INSTRUCTIONS FOR THE TASK: From the listing that follows, extract every line and set it down unaltered.

RECORDED INFORMATION:
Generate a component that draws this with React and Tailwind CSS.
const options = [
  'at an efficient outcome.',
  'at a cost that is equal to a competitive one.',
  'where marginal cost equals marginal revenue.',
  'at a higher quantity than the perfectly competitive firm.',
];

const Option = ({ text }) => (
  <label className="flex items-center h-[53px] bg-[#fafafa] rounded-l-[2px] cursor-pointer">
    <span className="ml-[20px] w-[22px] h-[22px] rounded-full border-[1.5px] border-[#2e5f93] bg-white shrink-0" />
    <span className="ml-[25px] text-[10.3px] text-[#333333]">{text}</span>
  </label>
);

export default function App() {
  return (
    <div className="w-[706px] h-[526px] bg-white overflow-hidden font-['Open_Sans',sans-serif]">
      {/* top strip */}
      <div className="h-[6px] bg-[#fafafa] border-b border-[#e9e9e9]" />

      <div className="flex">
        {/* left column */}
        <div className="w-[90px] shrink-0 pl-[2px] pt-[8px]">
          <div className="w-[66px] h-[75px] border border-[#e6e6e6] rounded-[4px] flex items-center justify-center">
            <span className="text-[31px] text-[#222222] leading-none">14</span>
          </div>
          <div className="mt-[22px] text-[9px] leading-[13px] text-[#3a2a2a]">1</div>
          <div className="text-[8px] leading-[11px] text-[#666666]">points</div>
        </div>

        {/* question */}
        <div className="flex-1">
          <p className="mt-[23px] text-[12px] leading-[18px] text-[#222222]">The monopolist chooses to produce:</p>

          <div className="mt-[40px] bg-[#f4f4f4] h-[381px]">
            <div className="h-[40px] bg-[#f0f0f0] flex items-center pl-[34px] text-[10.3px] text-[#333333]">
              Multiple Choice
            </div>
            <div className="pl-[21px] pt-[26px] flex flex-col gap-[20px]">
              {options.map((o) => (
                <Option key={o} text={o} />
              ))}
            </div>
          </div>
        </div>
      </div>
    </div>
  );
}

ANSWER TO THE PROBLEM:
Generate a component that draws this with React and Tailwind CSS.
const options = [
  'at an efficient outcome.',
  'at a cost that is equal to a competitive one.',
  'where marginal cost equals marginal revenue.',
  'at a higher quantity than the perfectly competitive firm.',
];

const Option = ({ text }) => (
  <label className="flex items-center h-[53px] bg-[#fafafa] rounded-l-[2px] cursor-pointer">
    <span className="ml-[20px] w-[22px] h-[22px] rounded-full border-[1.5px] border-[#2e5f93] bg-white shrink-0" />
    <span className="ml-[25px] text-[10.3px] text-[#333333]">{text}</span>
  </label>
);

export default function App() {
  return (
    <div className="w-[706px] h-[526px] bg-white overflow-hidden font-['Open_Sans',sans-serif]">
      {/* top strip */}
      <div className="h-[6px] bg-[#fafafa] border-b border-[#e9e9e9]" />

      <div className="flex">
        {/* left column */}
        <div className="w-[90px] shrink-0 pl-[2px] pt-[8px]">
          <div className="w-[66px] h-[75px] border border-[#e6e6e6] rounded-[4px] flex items-center justify-center">
            <span className="text-[31px] text-[#222222] leading-none">14</span>
          </div>
          <div className="mt-[22px] text-[9px] leading-[13px] text-[#3a2a2a]">1</div>
          <div className="text-[8px] leading-[11px] text-[#666666]">points</div>
        </div>

        {/* question */}
        <div className="flex-1">
          <p className="mt-[23px] text-[12px] leading-[18px] text-[#222222]">The monopolist chooses to produce:</p>

          <div className="mt-[40px] bg-[#f4f4f4] h-[381px]">
            <div className="h-[40px] bg-[#f0f0f0] flex items-center pl-[34px] text-[10.3px] text-[#333333]">
              Multiple Choice
            </div>
            <div className="pl-[21px] pt-[26px] flex flex-col gap-[20px]">
              {options.map((o) => (
                <Option key={o} text={o} />
              ))}
            </div>
          </div>
        </div>
      </div>
    </div>
  );
}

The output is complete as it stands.